The Mainland visitor was extremely grateful and repeatedly asked Tabura if there was a way he could repay him for saving his life. Tabura jokingly said, “Yeah, give me a hundred bucks!”
But Dale Procter knew Tabura deserved more. There was something very special about this teenager.
The following morning, Procter went to Lanai High School to find his hero. After tracking him down, he asked Tabura what he wanted to do after graduation, which was right around the corner. Tabura told him he was interested in culinary school but knew it would be a challenge financially to pursue his dream.
“He really wanted to reward Adam,” says his brother Lanai Tabura. “A few months go by, and Adam gets a check in the mail to pay for his culinary schooling.
“Fast forward 20 years, and we get this opportunity to change all of our lives with the help of the Food Network, and as you’ll learn during the show, the journey we were on somehow connected us back to this man.”
It is an amazing story that will be shared during the fourth season of the Food Network’s Great Food Truck Race, which begins Sunday, Aug. 18. And for the first time, a team will represent the 50th state, Team Aloha Plate.

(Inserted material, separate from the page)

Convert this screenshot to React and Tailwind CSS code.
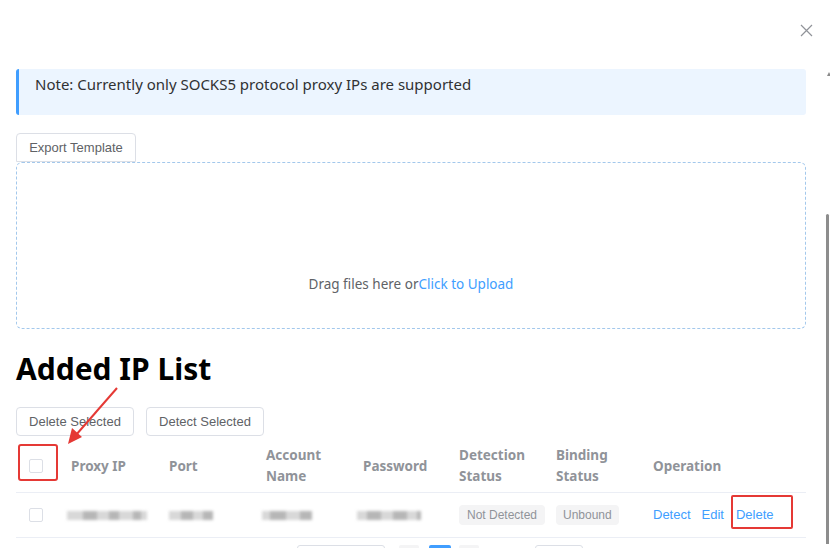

“We are so proud,” says Lanai, a longtime entrepreneur, comic, and radio and television personality. “This is the first time a team from Hawaii is on the show, and it is really going to spotlight the state and my brother.”
Chef Adam Tabura has been in the food executive world for more than 17 years. Since completing culinary school in Oregon, he has worked at the Four Seasons in Kona, served as executive chef at Ruth’s Chris Steakhouse, and at the Westin Maui. Tabura also has done private cooking for Steve Jobs, Steven Tyler and many other celebrities.
“He’s already produced a couple of Food Network chefs who are now Food Network stars,” says Lanai of his brother.
The third member of the team is comedian Shawn Felipe. The Pearl City High School graduate currently is touring the country doing stand-up comedy.
There are eight trucks in the reality television show. The three-person teams hit the road for the longest route in series history (4,181 miles) visiting national landmarks from the Hollywood sign to South Dakota’s Crazy Horse Memorial to Chicago’s iconic Buckingham Fountain to the U.S. Capitol in Washington, D.C. The grand prize winner gets to keep their food truck and a $50,000 cash prize.
Each week a team is sent home from the competition based on cooking sales at different cities across the country. The Hawaii team prepared sweet bread grilled cheese and Loco Moco with a homestyle flair. Their top sellers on the menu were teri burgers, Spam burgers and lettuce wraps. We can’t reveal how the team did, but we can tell you they were well received everywhere they went.
“It was phenomenal – there were times when the three of us literally cried,” adds Lanai. “It was kind of like UH football showing up in town. Other teams were blown away and would even park next to us, knowing we’d have a crowd. The coconut wireless kicked in and I can tell you the aloha spirit is alive everywhere. It’s going to be fun.”